Apparent patterns and associations in data may be random, especially with small samples or when making many comparisons. When you see a pattern, ask:
- Could this be due to chance?
- How large is the sample?
- Is the pattern strong and consistent or could a few points be driving it? Later in the course, we will learn formal tools to assess whether patterns are stronger than we'd expect from random variation.
Vocabulary
The following words are mentioned explicitly in the College Board Course and Exam Description for this topic.Term | Definition |
|---|---|
association | The relationship between two variables where knowing the value of one variable provides information about the other variable. |
patterns | Recurring or observable regularities in data that may suggest a relationship between variables. |
relationships | Connections or associations between two or more variables in a dataset. |
Frequently Asked Questions
What is bivariate data?
Bivariate data records two variables for each individual or case. AP Statistics uses bivariate data to ask whether two variables appear related.
What is the difference between categorical and quantitative bivariate data?
Two categorical variables are usually summarized with two-way tables and conditional proportions. Two quantitative variables are usually graphed with a scatterplot.
How do you describe a relationship in a scatterplot?
Describe the direction, form, strength, and any unusual features.
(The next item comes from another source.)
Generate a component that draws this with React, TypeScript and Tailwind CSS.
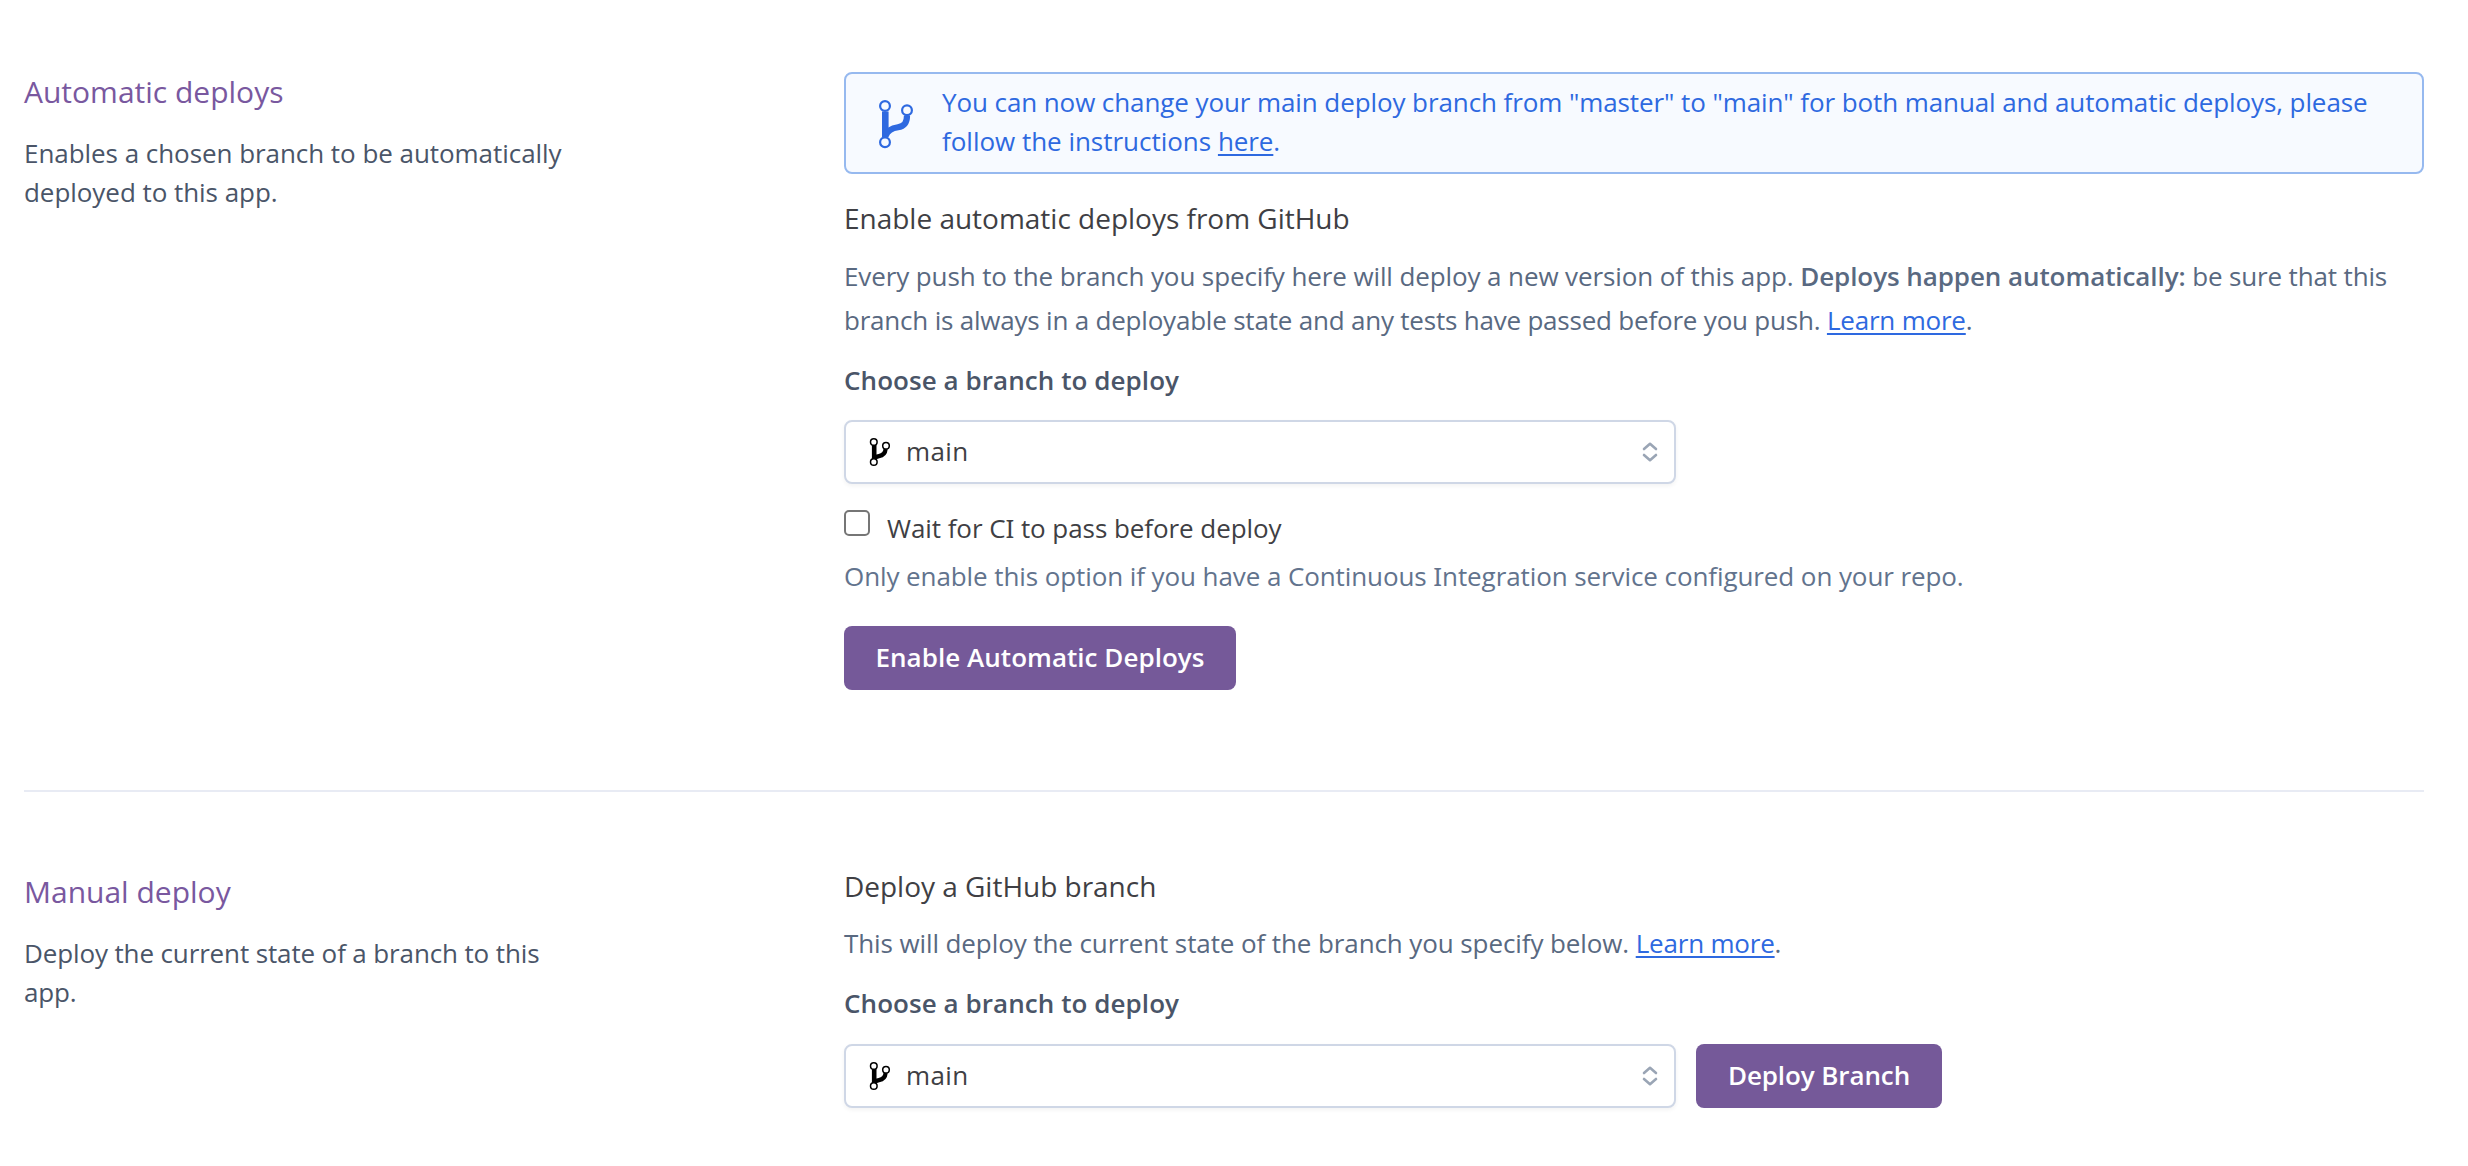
function BannerBranchIcon() {
  return (
    <svg width="36" height="50" viewBox="0 0 36 50" fill="none" stroke="#2e69e0" className="shrink-0">
      <path d="M7.3 12.5V38" strokeWidth="6.6" />
      <path d="M29 16.5C29 24.5 26 27.3 20 28.3C13 29.4 9.5 31.5 7.8 36.5" strokeWidth="6.2" />
      <circle cx="7" cy="7" r="4.9" strokeWidth="2.2" fill="#f7faff" />
      <circle cx="29" cy="11.3" r="4.9" strokeWidth="2.2" fill="#f7faff" />
      <circle cx="7" cy="43.3" r="4.9" strokeWidth="2.2" fill="#f7faff" />
    </svg>
  );
}

function BranchIcon() {
  return (
    <svg width="22" height="30" viewBox="0 0 22 30" fill="none" stroke="#000" className="shrink-0">
      <path d="M5.2 8V22" strokeWidth="4.6" />
      <path d="M16.6 12C16.2 17 13 18.6 10 19.1C7.5 19.5 6 20.2 5 22" strokeWidth="4.2" />
      <circle cx="4.8" cy="5" r="3.3" strokeWidth="1.5" fill="#fff" />
      <circle cx="17" cy="8.7" r="3.3" strokeWidth="1.5" fill="#fff" />
      <circle cx="4.8" cy="25" r="3.3" strokeWidth="1.5" fill="#fff" />
    </svg>
  );
}

function BranchSelect() {
  return (
    <div className="flex h-16 w-[832px] items-center rounded-lg border-2 border-[#cfd7e6] bg-white pr-4 pl-[23px] shadow-[0_2px_4px_rgba(0,0,0,0.05)]">
      <BranchIcon />
      <span className="mb-0.5 ml-[15px] text-[26px] leading-[40px] tracking-[0.4px] text-[#3f3f44]">main</span>
      <svg
        width="16"
        height="22"
        viewBox="0 0 16 22"
        fill="none"
        stroke="#9aa5b5"
        strokeWidth="2.6"
        strokeLinecap="round"
        strokeLinejoin="round"
        className="ml-auto"
      >
        <path d="M2 8L8 2.8L14 8M2 14L8 19.2L14 14" />
      </svg>
    </div>
  );
}

const link = "text-[#2e69e0] underline decoration-2 underline-offset-[3px]";

export default function App() {
  return (
    <main className="min-h-[1166px] bg-white pr-[44px] pl-6 font-['Open_Sans','Noto_Sans',sans-serif] text-[26px]">
      <section className="flex h-[790px] pt-[72px]">
        <div className="w-[820px] shrink-0">
          <h2 className="text-[30px] leading-[39px] text-[#79589f]">Automatic deploys</h2>
          <p className="mt-[23px] w-[560px] leading-[39px] tracking-[-0.05px] text-[#4a5568]">
            Enables a chosen branch to be automatically deployed to this app.
          </p>
        </div>
        <div className="w-[1580px]">
          <div className="flex h-[102px] items-start rounded-lg border-2 border-[#96b9ef] bg-[#f7faff]">
            <div className="pt-[25px] pl-8">
              <BannerBranchIcon />
            </div>
            <p className="mt-[9px] ml-[28px] leading-[39px] tracking-[-0.091px] text-[#2e69e0]">
              You can now change your main deploy branch from "master" to "main" for both manual and automatic deploys, please
              <br />
              <span className="tracking-[-0.02px]">follow the instructions </span>
              <a className={link}>here</a>.
            </p>
          </div>
          <h3 className="mt-6 text-[28px] leading-[40px] tracking-[-0.012px] text-[#3f3f44]">
            Enable automatic deploys from GitHub
          </h3>
          <p className="mt-4 leading-[44px] text-[#596981]">
            <span className="tracking-[-0.11px]">
              Every push to the branch you specify here will deploy a new version of this app.{" "}
            </span>
            <b className="font-semibold tracking-[-0.075px]">Deploys happen automatically:</b>
            <span className="tracking-[-0.15px]"> be sure that this</span>
            <br />
            <span className="tracking-[-0.205px]">
              branch is always in a deployable state and any tests have passed before you push.{" "}
              <a className={link}>Learn more</a>.
            </span>
          </p>
          <h4 className="mt-[18px] leading-[40px] font-semibold tracking-[0.065px] text-[#4a5568]">
            Choose a branch to deploy
          </h4>
          <div className="mt-5">
            <BranchSelect />
          </div>
          <label className="mt-6 flex items-start">
            <span className="mt-0.5 size-[26px] rounded-[5px] border-2 border-[#767676] bg-white" />
            <span className="ml-[17px] leading-[40px] tracking-[-0.07px] text-[#3f3f44]">
              Wait for C<span className="font-['Noto_Sans']">I</span> to pass before deploy
            </span>
          </label>
          <p className="mt-2 leading-[40px] tracking-[-0.09px] text-[#62738d]">
            Only enable this option if you have a Continuous <span className="font-['Noto_Sans']">I</span>ntegration
            service configured on your repo.
          </p>
          <button className="mt-[30px] flex h-16 w-[392px] items-center justify-center rounded-lg bg-[#755999] pb-0.5 leading-[40px] font-semibold tracking-[0.036px] text-white">
            Enable Automatic Deploys
          </button>
        </div>
      </section>
      <hr className="h-0.5 border-0 bg-[#e8ebf4]" />
      <section className="flex">
        <div className="w-[820px] shrink-0 pt-20">
          <h2 className="text-[30px] leading-[39px] text-[#79589f]">Manual deploy</h2>
          <p className="mt-[23px] w-[540px] leading-[39px] tracking-[-0.13px] text-[#4a5568]">
            Deploy the current state of a branch to this app.
          </p>
        </div>
        <div className="pt-[74px]">
          <h3 className="text-[28px] leading-[40px] tracking-[-0.02px] text-[#3f3f44]">Deploy a GitHub branch</h3>
          <p className="mt-[15px] leading-[44px] tracking-[-0.1px] text-[#596981]">
            This will deploy the current state of the branch you specify below.{" "}
            <a className={`${link} tracking-[-0.2px]`}>Learn more</a>.
          </p>
          <h4 className="mt-[18px] leading-[40px] font-semibold tracking-[0.065px] text-[#4a5568]">
            Choose a branch to deploy
          </h4>
          <div className="mt-[21px] flex gap-5">
            <BranchSelect />
            <button className="flex h-16 w-[246px] items-center justify-center rounded-lg bg-[#755999] pb-0.5 leading-[40px] font-semibold tracking-[-0.098px] text-white">
              Deploy Branch
            </button>
          </div>
        </div>
      </section>
    </main>
  );
}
For example, a relationship might be positive, roughly linear, moderately strong, with one outlier.
What does association mean in statistics?
Association means the values of one variable tend to vary with the values of another variable. Association can help with prediction, but it does not automatically prove causation.
Can an apparent pattern in data be random?
Yes. AP Statistics emphasizes that apparent patterns and associations may be due to random variation, especially with small samples or many comparisons.
How does Topic 2.1 show up on the AP Statistics exam?
You may identify the right question for a two-variable dataset, describe an association, choose an appropriate display, or explain why causation is not justified.